Exercise instructions: Using the records below, please work out how many lines contain "components"; answer with the number alone.

## START Data for the task

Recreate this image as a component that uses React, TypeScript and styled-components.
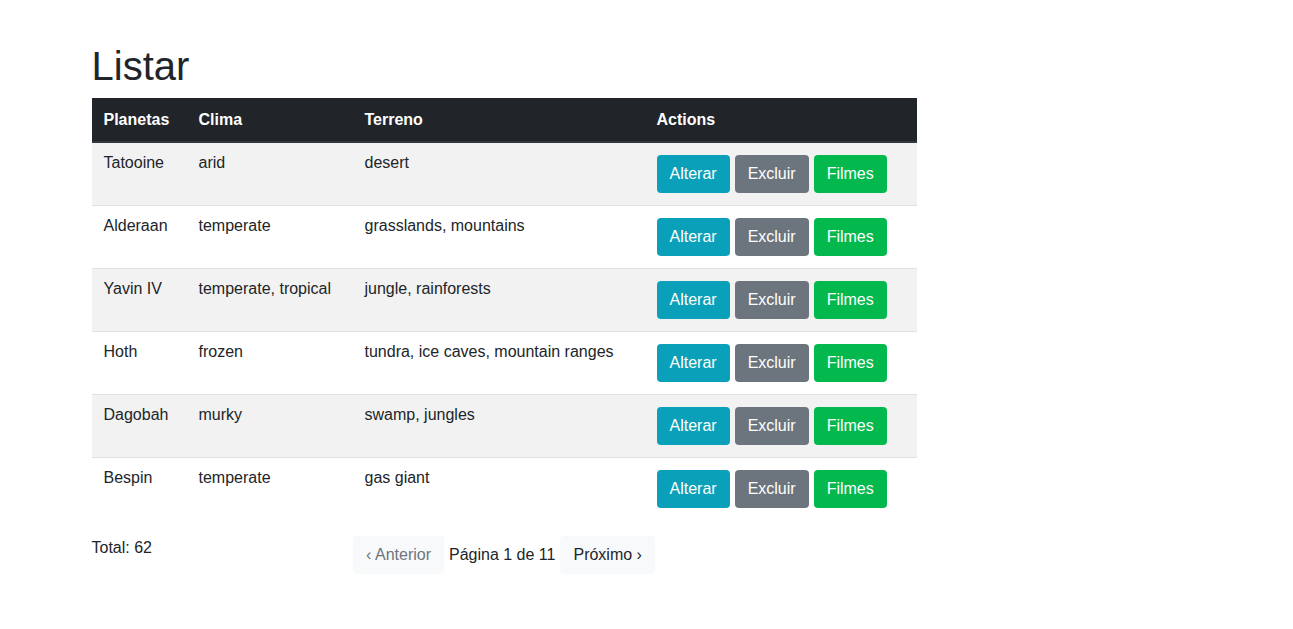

## END Data for the task
## START Data for the task

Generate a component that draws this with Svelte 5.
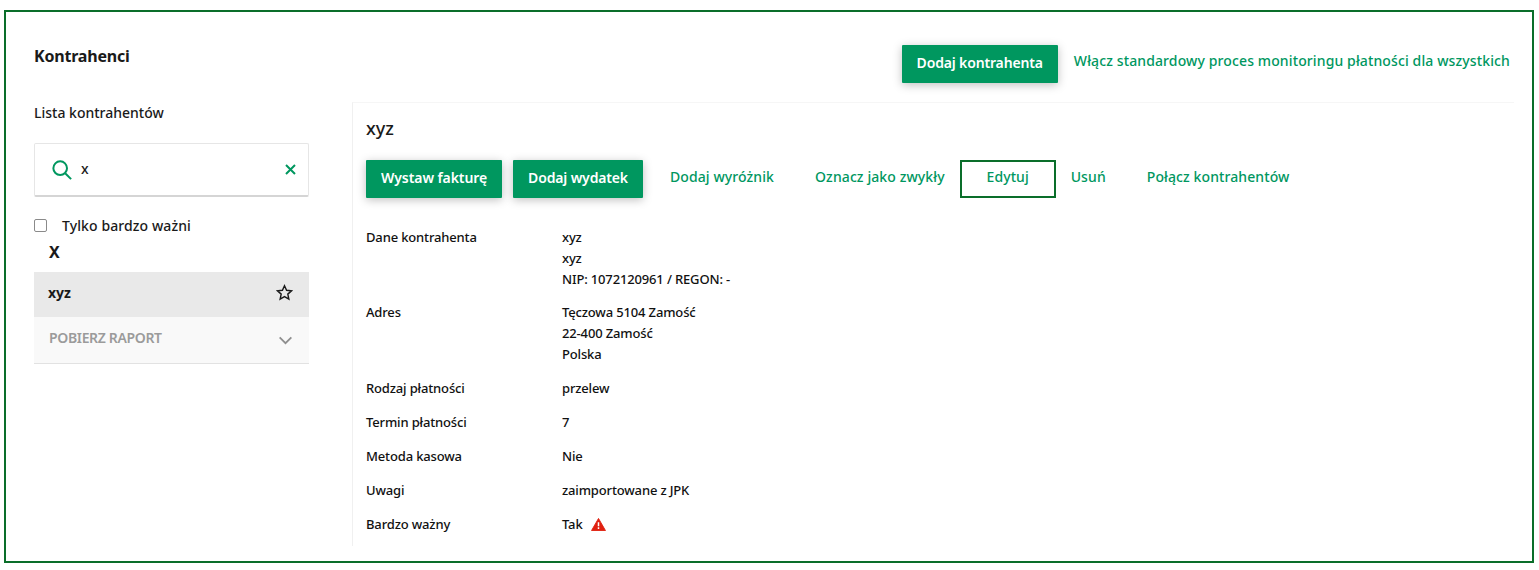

## END Data for the task
## START Data for the task

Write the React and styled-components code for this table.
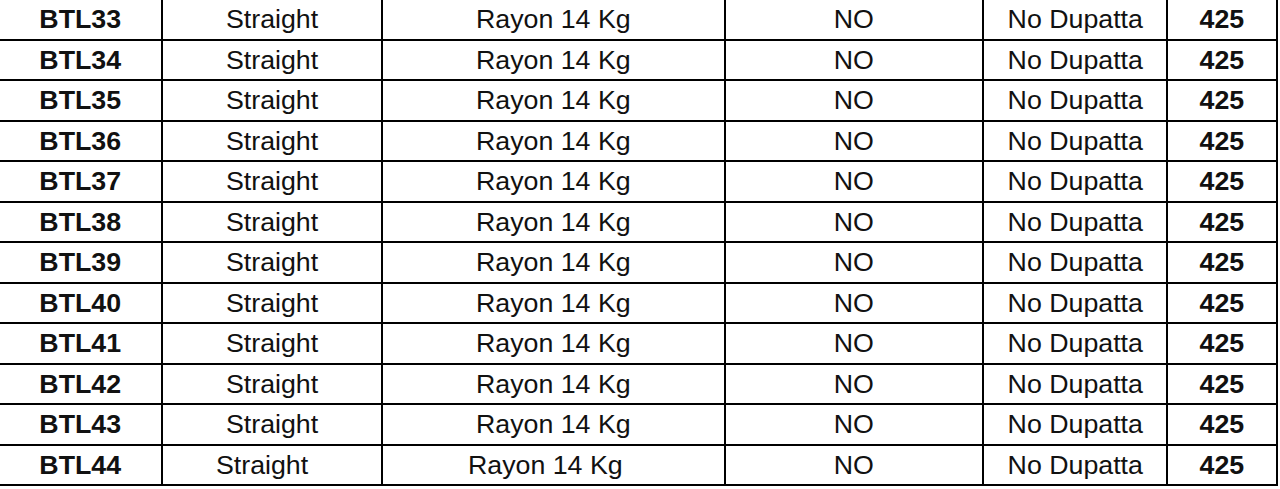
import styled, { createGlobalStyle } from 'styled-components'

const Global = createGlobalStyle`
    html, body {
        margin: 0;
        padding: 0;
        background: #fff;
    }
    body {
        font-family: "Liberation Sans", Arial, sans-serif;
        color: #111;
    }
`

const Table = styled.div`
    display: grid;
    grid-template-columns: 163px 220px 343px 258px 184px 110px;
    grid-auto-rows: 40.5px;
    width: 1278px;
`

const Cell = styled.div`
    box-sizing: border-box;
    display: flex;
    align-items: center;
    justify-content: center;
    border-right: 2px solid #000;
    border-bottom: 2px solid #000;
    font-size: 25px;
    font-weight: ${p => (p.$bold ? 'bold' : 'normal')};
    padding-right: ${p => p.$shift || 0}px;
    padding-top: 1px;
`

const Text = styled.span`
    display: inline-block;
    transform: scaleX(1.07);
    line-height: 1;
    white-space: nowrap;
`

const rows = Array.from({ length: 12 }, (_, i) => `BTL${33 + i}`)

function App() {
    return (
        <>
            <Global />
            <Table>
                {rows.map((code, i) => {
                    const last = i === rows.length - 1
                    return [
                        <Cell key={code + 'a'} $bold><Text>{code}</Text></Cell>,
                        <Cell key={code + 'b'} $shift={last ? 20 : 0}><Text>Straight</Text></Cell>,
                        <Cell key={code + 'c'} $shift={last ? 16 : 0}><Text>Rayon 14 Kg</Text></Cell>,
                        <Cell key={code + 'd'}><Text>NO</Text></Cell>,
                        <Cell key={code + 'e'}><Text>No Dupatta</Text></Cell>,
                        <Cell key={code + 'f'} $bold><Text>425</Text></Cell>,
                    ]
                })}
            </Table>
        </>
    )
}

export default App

## END Data for the task

Output for this exercise: 3